QM/MM tutorial

QM/MM calculations on thymine dimer repair.

QM/MM setup

After an electron is transferred to the thymine dimer, the total charge of the formerly neutral QM subsystem is decreased to -1. In addition, the excess electron increases the total spin quantum number of the QM subsystem from 1/2 to 1. Thus, instead of singlet we now have a doublet multiplicity. These changes must be added to the QM/MM parameters of the mdp file:

QMMM = yes
QMMM-grps = QMatoms
QMmethod = AM1
QMbasis = STO-3G
QMMMscheme = ONIOM
QMcharge = -1
QMmult = 2

We now perform a short 1 ps QM/MM simulation of the system with the excess electron on the thymine dimer. We use the final frame from the previous QM/MM simulation as the starting structure:

grompp -f qmmm2.mdp -p qmmm.top -n qmmm.ndx -c qmmm1out.gro

./mdrun -v -c qmmm2out.gro -x traj_stepV.xtc

Also this simulation will take approximately 40 minutes. Therefore, you can download the output files: electron1.tar , and uncompress it as the previous tar files.

In the final frame, we see that one of the bonds in cyclobutane ring has broken (Figure 4). To visualize the whole process you can convert the trajectory into pdb format that you can subsequently read in with pymol.

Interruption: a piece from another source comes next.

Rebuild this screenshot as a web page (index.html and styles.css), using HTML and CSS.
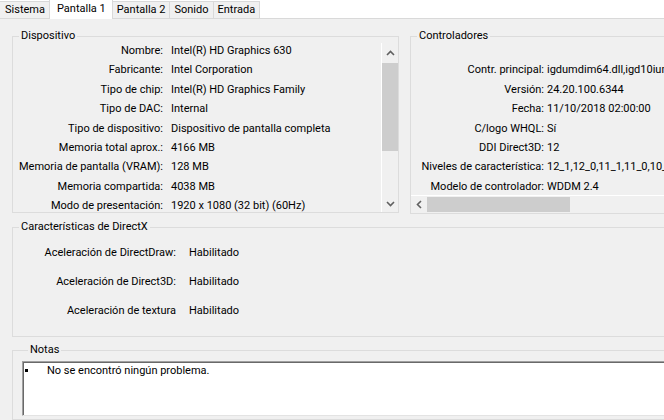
FILE: index.html
```html
<!DOCTYPE html>
<html lang="es">
<head>
    <meta charset="UTF-8">
    <meta name="viewport" content="width=device-width, initial-scale=1.0">
    <title>Herramienta de diagnóstico de DirectX</title>
    <link rel="stylesheet" href="styles.css">
</head>
<body>
    <!-- Tabs -->
    <div class="tabs">
        <div class="tab">Sistema</div>
        <div class="tab active">Pantalla 1</div>
        <div class="tab">Pantalla 2</div>
        <div class="tab">Sonido</div>
        <div class="tab">Entrada</div>
    </div>

    <div class="panel">
        <div class="top-row">
            <!-- Dispositivo -->
            <fieldset class="group device">
                <legend>Dispositivo</legend>
                <div class="list-box">
                    <div class="info-list device-list">
                        <span class="label">Nombre:</span><span>Intel(R) HD Graphics 630</span>
                        <span class="label">Fabricante:</span><span>Intel Corporation</span>
                        <span class="label">Tipo de chip:</span><span>Intel(R) HD Graphics Family</span>
                        <span class="label">Tipo de DAC:</span><span>Internal</span>
                        <span class="label">Tipo de dispositivo:</span><span>Dispositivo de pantalla completa</span>
                        <span class="label">Memoria total aprox.:</span><span>4166 MB</span>
                        <span class="label">Memoria de pantalla (VRAM):</span><span>128 MB</span>
                        <span class="label">Memoria compartida:</span><span>4038 MB</span>
                        <span class="label">Modo de presentación:</span><span>1920 x 1080 (32 bit) (60Hz)</span>
                    </div>
                    <div class="vscroll">
                        <div class="arrow-btn up">
                            <svg width="9" height="6" viewBox="0 0 9 6"><polyline points="1,5 4.5,1.5 8,5" fill="none" stroke="#606060" stroke-width="1.6"/></svg>
                        </div>
                        <div class="vthumb"></div>
                        <div class="arrow-btn down">
                            <svg width="9" height="6" viewBox="0 0 9 6"><polyline points="1,1 4.5,4.5 8,1" fill="none" stroke="#606060" stroke-width="1.6"/></svg>
                        </div>
                    </div>
                </div>
            </fieldset>

            <!-- Controladores -->
            <fieldset class="group drivers">
                <legend>Controladores</legend>
                <div class="drivers-box">
                    <div class="info-list driver-list">
                        <span class="label">Contr. principal:</span><span>igdumdim64.dll,igd10iumd64.dll,igd10iumd64.dll,igd12umd64.dll</span>
                        <span class="label">Versión:</span><span>24.20.100.6344</span>
                        <span class="label">Fecha:</span><span>11/10/2018 02:00:00</span>
                        <span class="label">C/logo WHQL:</span><span>Sí</span>
                        <span class="label">DDI Direct3D:</span><span>12</span>
                        <span class="label">Niveles de característica:</span><span>12_1,12_0,11_1,11_0,10_1,10_0,9_3,9_2,9_1</span>
                        <span class="label">Modelo de controlador:</span><span>WDDM 2.4</span>
                    </div>
                    <div class="hscroll">
                        <div class="arrow-btn left">
                            <svg width="6" height="9" viewBox="0 0 6 9"><polyline points="5,1 1.5,4.5 5,8" fill="none" stroke="#606060" stroke-width="1.6"/></svg>
                        </div>
                        <div class="hthumb"></div>
                    </div>
                </div>
            </fieldset>
        </div>

        <!-- Características de DirectX -->
        <fieldset class="group features">
            <legend>Características de DirectX</legend>
            <div class="info-list feature-list">
                <span class="label">Aceleración de DirectDraw:</span><span>Habilitado</span>
                <span class="label">Aceleración de Direct3D:</span><span>Habilitado</span>
                <span class="label">Aceleración de textura</span><span>Habilitado</span>
            </div>
        </fieldset>

        <!-- Notas -->
        <fieldset class="group notes">
            <legend>Notas</legend>
            <div class="notes-box">
                <div class="note"><span class="bullet"></span>No se encontró ningún problema.</div>
            </div>
        </fieldset>
    </div>
</body>
</html>
```

FILE: styles.css
```css
* {
    margin: 0;
    padding: 0;
    box-sizing: border-box;
}
html, body {
    width: 664px;
    height: 420px;
    overflow: hidden;
}
body {
    background-color: #f0f0f0;
    color: #000;
    font-family: Roboto, "Liberation Sans", sans-serif;
    font-size: 11px;
    line-height: 15px;
}
/* Tabs */
.tabs {
    display: flex;
    align-items: flex-end;
    height: 19px;
    background-color: #ffffff;
    border-bottom: 1px solid #d9d9d9;
}
.tab {
    height: 17px;
    padding: 0 4px;
    line-height: 16px;
    background-color: #f0f0f0;
    border: 1px solid #d9d9d9;
    border-bottom: none;
    margin-left: -1px;
    white-space: nowrap;
}
.tab:first-child {
    margin-left: 0;
    border-left: none;
    padding-left: 5px;
}
.tab.active {
    height: 20px;
    margin-bottom: -1px;
    padding: 0 6px 0 7px;
    line-height: 18px;
    background-color: #ffffff;
    position: relative;
    z-index: 1;
}
/* Panel */
.panel {
    width: 700px;
    padding: 10px 0 0 12px;
}
.top-row {
    display: flex;
    gap: 11px;
    align-items: flex-start;
}
.group {
    border: 1px solid #dcdcdc;
    min-width: 0;
}
.group legend {
    margin-left: 6px;
    padding: 0 2px;
    line-height: 14px;
}
.info-list {
    display: grid;
    row-gap: 4.4px;
    white-space: nowrap;
}
.label {
    text-align: right;
}
/* Dispositivo */
.device {
    width: 387px;
}
.list-box {
    display: flex;
    height: 169px;
}
.device-list {
    flex: 1;
    grid-template-columns: 150px 1fr;
    column-gap: 8px;
    align-content: start;
    overflow: hidden;
}
.vscroll {
    width: 17px;
    border-left: 1px solid #ffffff;
    display: flex;
    flex-direction: column;
}
.arrow-btn {
    display: flex;
    justify-content: center;
    align-items: center;
}
.arrow-btn.up {
    height: 20px;
}
.vthumb {
    height: 88px;
    background-color: #cdcdcd;
}
.arrow-btn.down {
    height: 17px;
    margin-top: auto;
}
/* Controladores */
.drivers {
    flex: 1;
}
.drivers-box {
    display: flex;
    flex-direction: column;
    height: 170px;
}
.driver-list {
    flex: 1;
    grid-template-columns: 133px 1fr;
    column-gap: 3px;
    align-content: start;
    padding-top: 19.4px;
    overflow: hidden;
}
.hscroll {
    height: 18px;
    border-top: 1px solid #ffffff;
    display: flex;
}
.arrow-btn.left {
    width: 16px;
}
.hthumb {
    width: 143px;
    margin: 1px 0;
    background-color: #cdcdcd;
}
/* Características de DirectX */
.features {
    margin-top: 6px;
}
.feature-list {
    grid-template-columns: 163px 1fr;
    column-gap: 13px;
    row-gap: 14px;
    padding: 11px 0 18px;
}
/* Notas */
.notes {
    margin-top: 6px;
    padding: 4px 0 3px 9px;
}
.notes-box {
    height: 55px;
    background-color: #ffffff;
    border: 1px solid;
    border-color: #a0a0a0 #ffffff #e3e3e3 #a0a0a0;
    box-shadow: inset 1px 1px 0 #696969;
    padding: 1px 0 0 2px;
}
.note {
    display: flex;
    align-items: center;
}
.bullet {
    width: 3px;
    height: 3px;
    background-color: #000;
    margin-right: 19px;
}
```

Alternatively, you can use VMD.

trjconv -s -f traj_stepV.xtc -n qmmm.ndx -o traj2.pdb

and select "heavyatoms" group when asked.

Thus, upon electron uptake, the bond between the C5 atoms on the dimer (Figure 2) is broken. Considering the timescale at which the break occurs, this process must be barrierless. The reason why the C5-C5 bond breaks and not the bond between C6-C6 is probably the steric repulsion between the methyl groups. The covalent bond between the C6 atoms remains intact on the timescale of the simulation. Cleaving the second bond therefore is an activated process that involves a (small) activation barrier. To overcome this barrier in a short QM/MM MD simulation, we will make use of the chemical flooding approach, that is described in the next session.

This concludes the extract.